# Data extract
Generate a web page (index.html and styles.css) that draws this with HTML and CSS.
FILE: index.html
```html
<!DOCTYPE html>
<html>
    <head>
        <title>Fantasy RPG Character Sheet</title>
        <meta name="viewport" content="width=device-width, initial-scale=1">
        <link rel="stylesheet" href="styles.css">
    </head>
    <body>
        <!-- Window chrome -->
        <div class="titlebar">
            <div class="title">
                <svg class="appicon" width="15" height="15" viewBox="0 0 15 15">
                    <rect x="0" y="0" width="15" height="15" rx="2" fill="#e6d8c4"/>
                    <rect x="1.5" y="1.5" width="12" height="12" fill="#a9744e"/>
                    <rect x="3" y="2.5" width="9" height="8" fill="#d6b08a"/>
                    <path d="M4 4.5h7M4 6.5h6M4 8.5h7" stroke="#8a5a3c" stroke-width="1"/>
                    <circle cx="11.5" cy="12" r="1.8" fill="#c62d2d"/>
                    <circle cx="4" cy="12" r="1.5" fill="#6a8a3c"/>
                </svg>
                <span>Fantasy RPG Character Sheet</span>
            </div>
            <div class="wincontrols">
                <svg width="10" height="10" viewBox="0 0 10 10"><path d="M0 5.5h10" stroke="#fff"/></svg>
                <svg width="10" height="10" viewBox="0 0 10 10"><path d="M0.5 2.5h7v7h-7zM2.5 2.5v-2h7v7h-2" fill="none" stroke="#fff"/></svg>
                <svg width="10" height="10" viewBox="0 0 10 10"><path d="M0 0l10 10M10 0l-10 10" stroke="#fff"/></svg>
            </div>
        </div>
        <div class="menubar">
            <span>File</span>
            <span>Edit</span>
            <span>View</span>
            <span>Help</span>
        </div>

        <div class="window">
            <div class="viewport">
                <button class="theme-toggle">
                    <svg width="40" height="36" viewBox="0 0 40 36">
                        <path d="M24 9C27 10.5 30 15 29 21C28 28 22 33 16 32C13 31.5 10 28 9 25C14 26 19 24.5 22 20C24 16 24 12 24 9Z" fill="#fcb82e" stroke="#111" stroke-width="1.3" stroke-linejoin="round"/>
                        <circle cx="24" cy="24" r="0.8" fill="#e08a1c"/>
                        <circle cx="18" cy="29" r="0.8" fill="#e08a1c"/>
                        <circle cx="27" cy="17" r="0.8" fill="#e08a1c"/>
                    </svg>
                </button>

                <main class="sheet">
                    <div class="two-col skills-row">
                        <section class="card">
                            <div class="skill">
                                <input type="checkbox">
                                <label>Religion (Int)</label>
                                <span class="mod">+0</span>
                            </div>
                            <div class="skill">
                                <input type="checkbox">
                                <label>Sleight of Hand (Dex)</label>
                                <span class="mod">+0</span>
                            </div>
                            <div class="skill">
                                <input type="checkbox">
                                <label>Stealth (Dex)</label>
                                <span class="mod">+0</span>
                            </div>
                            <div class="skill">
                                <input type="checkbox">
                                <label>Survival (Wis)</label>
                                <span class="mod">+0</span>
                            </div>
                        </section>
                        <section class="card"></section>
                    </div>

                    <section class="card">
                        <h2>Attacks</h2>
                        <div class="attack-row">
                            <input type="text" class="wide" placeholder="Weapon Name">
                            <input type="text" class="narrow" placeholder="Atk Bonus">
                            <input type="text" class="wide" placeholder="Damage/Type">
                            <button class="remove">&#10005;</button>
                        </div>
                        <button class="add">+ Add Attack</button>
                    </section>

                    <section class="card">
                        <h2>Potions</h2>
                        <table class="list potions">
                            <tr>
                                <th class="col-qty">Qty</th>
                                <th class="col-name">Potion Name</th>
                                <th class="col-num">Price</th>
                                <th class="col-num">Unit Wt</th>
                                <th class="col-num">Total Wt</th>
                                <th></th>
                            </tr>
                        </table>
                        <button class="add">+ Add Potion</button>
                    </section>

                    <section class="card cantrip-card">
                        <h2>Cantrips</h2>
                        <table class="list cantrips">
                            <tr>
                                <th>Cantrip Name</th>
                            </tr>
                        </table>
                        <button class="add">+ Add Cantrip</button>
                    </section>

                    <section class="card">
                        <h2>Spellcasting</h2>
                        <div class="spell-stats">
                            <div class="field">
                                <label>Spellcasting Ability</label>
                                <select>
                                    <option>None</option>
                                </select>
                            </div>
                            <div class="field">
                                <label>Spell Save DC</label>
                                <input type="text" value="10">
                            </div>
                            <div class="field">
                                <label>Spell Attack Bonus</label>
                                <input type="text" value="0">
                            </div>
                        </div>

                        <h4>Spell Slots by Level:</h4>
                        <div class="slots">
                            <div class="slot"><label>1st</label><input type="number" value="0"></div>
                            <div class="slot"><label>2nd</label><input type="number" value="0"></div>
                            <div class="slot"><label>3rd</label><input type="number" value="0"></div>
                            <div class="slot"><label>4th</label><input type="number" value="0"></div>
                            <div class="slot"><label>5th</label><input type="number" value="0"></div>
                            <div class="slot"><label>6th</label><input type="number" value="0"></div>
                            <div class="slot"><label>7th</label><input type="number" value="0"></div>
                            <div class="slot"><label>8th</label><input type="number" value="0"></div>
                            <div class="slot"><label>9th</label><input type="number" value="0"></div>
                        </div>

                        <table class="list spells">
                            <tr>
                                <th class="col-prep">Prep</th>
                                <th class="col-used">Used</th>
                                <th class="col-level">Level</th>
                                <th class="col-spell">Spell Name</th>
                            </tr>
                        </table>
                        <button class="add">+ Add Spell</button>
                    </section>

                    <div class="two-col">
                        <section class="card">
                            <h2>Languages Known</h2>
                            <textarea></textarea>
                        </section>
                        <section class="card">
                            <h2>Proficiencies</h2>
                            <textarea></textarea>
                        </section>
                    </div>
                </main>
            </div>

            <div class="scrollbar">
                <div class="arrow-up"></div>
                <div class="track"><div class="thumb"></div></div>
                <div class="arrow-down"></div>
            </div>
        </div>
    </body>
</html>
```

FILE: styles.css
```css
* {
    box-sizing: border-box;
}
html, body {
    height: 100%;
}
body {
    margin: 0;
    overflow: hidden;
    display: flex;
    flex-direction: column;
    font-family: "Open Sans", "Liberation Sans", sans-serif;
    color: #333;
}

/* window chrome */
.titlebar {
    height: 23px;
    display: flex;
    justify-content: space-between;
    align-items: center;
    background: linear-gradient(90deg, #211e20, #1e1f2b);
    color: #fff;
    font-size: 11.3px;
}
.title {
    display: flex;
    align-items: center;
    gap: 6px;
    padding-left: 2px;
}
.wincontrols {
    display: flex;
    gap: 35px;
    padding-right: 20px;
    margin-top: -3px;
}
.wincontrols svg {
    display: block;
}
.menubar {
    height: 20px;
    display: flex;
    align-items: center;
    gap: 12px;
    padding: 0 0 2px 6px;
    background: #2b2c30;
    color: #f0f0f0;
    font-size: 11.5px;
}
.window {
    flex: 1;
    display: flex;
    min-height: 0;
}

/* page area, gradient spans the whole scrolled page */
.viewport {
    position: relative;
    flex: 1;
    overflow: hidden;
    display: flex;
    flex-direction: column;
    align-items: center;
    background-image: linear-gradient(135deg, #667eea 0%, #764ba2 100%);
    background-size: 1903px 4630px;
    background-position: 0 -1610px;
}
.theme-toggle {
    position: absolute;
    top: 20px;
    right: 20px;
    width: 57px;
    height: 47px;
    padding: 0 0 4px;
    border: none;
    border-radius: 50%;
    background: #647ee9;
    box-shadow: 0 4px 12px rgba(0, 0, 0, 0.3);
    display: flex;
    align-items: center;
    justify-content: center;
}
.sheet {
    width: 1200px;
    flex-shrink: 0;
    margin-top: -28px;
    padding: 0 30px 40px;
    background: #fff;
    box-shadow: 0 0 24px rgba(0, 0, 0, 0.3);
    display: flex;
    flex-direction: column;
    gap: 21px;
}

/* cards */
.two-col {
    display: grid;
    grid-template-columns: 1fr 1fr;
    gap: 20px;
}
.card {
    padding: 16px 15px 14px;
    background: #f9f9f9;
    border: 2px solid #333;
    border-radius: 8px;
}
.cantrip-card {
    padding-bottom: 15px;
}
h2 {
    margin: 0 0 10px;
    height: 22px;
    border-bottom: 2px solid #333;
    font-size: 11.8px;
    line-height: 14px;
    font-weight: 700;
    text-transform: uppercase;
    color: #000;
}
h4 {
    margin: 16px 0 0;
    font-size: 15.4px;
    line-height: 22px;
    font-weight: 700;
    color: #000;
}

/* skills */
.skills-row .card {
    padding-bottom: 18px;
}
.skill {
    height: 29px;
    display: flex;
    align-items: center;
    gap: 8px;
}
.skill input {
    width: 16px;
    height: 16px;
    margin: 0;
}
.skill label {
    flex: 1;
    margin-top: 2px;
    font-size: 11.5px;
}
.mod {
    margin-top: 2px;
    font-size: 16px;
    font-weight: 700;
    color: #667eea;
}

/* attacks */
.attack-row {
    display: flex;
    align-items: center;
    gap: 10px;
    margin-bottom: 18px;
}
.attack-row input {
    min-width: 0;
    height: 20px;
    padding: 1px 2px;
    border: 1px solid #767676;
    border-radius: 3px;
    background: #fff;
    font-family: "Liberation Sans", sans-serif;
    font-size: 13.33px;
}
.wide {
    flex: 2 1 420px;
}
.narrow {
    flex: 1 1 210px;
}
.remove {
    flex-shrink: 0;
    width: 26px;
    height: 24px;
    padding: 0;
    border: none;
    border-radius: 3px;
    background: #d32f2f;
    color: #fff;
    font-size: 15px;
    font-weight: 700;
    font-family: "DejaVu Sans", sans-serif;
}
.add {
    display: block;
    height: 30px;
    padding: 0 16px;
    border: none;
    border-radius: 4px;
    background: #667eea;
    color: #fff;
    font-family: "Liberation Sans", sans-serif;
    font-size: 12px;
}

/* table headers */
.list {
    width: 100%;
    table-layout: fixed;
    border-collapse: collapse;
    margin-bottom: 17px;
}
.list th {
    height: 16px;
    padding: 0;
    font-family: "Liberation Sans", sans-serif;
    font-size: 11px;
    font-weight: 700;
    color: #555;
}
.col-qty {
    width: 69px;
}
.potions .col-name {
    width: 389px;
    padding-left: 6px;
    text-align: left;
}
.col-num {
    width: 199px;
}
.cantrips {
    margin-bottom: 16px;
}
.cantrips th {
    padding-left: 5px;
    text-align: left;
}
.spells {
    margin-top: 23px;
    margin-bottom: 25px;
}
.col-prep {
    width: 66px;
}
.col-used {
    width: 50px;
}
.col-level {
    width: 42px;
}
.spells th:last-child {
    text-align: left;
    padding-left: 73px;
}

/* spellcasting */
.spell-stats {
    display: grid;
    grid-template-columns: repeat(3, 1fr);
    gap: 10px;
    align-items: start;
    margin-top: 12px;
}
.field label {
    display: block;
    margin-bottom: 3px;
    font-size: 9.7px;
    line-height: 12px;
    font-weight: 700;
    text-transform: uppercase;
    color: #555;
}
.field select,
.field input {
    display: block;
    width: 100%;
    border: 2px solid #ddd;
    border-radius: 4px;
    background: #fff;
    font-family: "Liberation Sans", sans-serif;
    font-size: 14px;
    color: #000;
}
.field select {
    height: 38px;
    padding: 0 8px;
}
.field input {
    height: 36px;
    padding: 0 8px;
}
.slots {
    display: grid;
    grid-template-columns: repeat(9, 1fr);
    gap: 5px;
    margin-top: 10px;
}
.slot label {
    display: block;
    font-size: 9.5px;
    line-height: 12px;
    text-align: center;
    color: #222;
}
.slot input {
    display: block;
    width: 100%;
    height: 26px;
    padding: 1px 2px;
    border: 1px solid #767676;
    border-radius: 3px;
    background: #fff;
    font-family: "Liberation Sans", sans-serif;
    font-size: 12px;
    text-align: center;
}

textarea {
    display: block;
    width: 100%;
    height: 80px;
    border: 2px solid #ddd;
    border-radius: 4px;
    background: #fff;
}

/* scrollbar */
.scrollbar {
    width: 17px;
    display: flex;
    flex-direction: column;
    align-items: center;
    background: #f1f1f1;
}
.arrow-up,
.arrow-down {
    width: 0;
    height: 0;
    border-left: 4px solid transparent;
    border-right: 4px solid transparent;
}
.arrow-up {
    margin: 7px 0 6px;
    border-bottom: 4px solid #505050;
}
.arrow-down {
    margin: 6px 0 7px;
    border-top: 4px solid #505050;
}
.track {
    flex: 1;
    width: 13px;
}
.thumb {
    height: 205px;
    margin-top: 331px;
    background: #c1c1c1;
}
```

# Exercise details
Make a tally of the lines in this data that include the string "page", and answer with that tally alone.

# Answer to this problem
2